Talking to Betty Sinnock is a little like talking to your grandmother — provided your grandmother is an accomplished trust officer at a local bank and part of one of the most successful, prolific, and high-profile investment clubs around.

Seventeen years ago, Sinnock helped form an investment research club that was open to everyone in her home town of Beardstown, Illinois. After three years, she went to thirteen of the members she felt closest to, both personally and in terms of their investment philosophy. The fourteen formed what is now known popularly as the Beardstown Ladies investment club.

In the past years, these women, who range in age from 45 to 90, have achieved an annual rate of return of at least 24 percent on their investments, far outstripping some of the best advisors Wall Street has to offer. So far, their 1997 year-to-date return is a whopping 39.5 percent, and Sinnock expects the club enjoy a return of more than 50 percent by December 31

In addition, the club has written several best-selling books, including “The Beardstown Ladies,” “Common-Sense Investment Guide,” “The Beardstown Ladies,” “Stick-In-Time Guide to Growing Your Nest Egg,” and “The Beardstown Ladies’ Guide to Smart Spending for Big Savings.” Their newest book is “The Beardstown Ladies’ Little Book of Investment Wisdom” (All books published by Hyperion).

How do their investments earn the kind of returns even Warren Buffet might drool over? Those expecting the easy answer will be disappointed. These women owe their success to a lot of good, old fashioned leg work. They buy what they know. They subscribe to a stock information service, divide up hot prospects amongst their members, and then spend a lot of time telephoning investor relations’ departments requesting more information.

“One of our tricks is that we might ask for the last two or three annual reports and read the oldest ones first,” notes Sinnock. “We’ll look at what the chief executive officer promised, and then see in subsequent reports if he or she kept those promises.”

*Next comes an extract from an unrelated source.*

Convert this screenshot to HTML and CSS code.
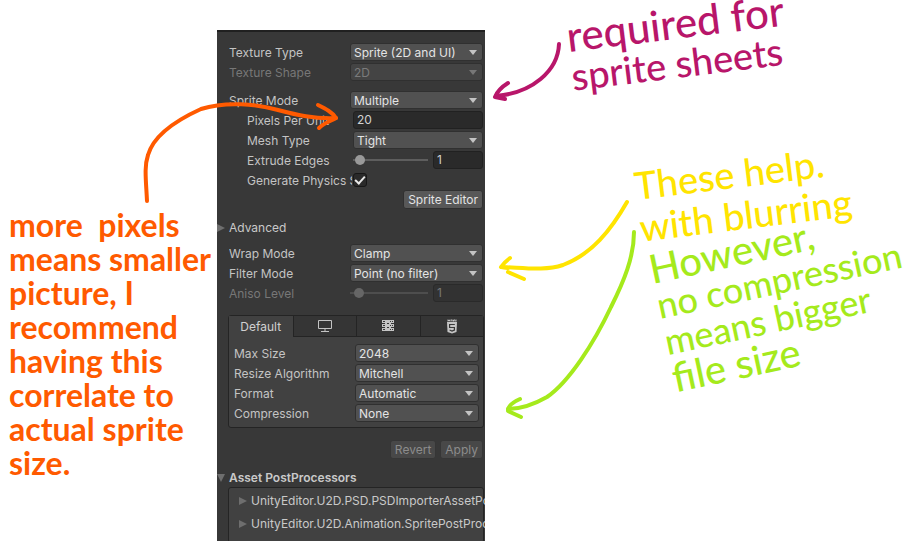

When it comes to saving money, The Beardstown Ladies think everyone should create a “Spending Pyramid,” in which you fill in what you would like to be spending the greater part of your income on (the point, or tip of the pyramid is what you’d most like to be spending it on).

They acknowledge in “The Beardstown Ladies’ Guide To Smart Spending For Big Savings” that owning a home is usually at the top of most people’s pyramids. However, they caution against buying a big house simply to impress friends and family, or even to get the best school district.

They tell the story of a family with one child who looked for a home in Los Angeles, arguably one of the most expensive housing markets in the country. A house in the neighborhood with the best schools cost $600,000 and had property taxes that were $12,000. A house three miles away, in a secondary school district cost only $400,000 and had property taxes of $6,000. By moving to the lesser school district, the couple saved more than $20,000 a year (based on the cost of the mortgage and property taxes). They took half the money and paid for a private school education for their son, and invested the rest for his future Ivy League college tuition.

Of course, this scenario — like many strewn throughout the Beardstown Ladies’ books — may not work for everyone. To begin with, most folks aren’t in the market for a $600,000 or even a $400,000 home. And, most people don’t pay anywhere near $12,000 in property taxes. A private school may not be available nearby, and the homeowner may not have the discipline to salt away that kind of money every year and be diligent about investing it.

Still, the story is instructive in that it teaches people to think outside their normal parameters. The Beardstown Ladies recommend paying off your mortgage as quickly as possible, and staying in a home you like (and can easily afford) rather than moving up to one that’s more expensive. They suggest knowing exactly what you want and need, and how much it will cost you, before you look for a home.

And don’t be afraid to stand up for yourself: Maxine Thomas, one of the Beardstown Ladies, filed a written complaint with the Cass County Real Estate Review board when she felt her property taxes were unfairly assessed (and got a subsequent reduction).

Other real estate tips of wisdom: Get a 15-year mortgage, if you can afford it, or prepay your mortgage as much as possible; consider getting an adjustable rate mortgage instead of a fixed-rate mortgage (they can be cheaper, especially if you’re moving in less than seven years); and, negotiate with the lender to lower all points and fees.

All of the Beardstown Ladies’ books are filled with down-to-earth, common-sense tips that make you realize you don’t have to live on Wall Street to beat Wall Street. Whether you’re starting to budget and save, buy a home, or deciding which stocks to add to your portfolio, their advice is easy to digest.

In some of their books, you’ll get more than investment advice. You might get delicious sounding recipes, or a little bit of down-home wisdom like “Want what you have, have what you need. Ann Brewer likes to share what every woman needs: from birth to eighteen she needs good parents. From eighteen to thirty she needs good looks. From thirty to fifty she needs a good personality. But from fifty on, she had better have good investments”

Just like Grandma used to say.

All of the Beardstown Ladies’ books are available in local bookstores or at your local library.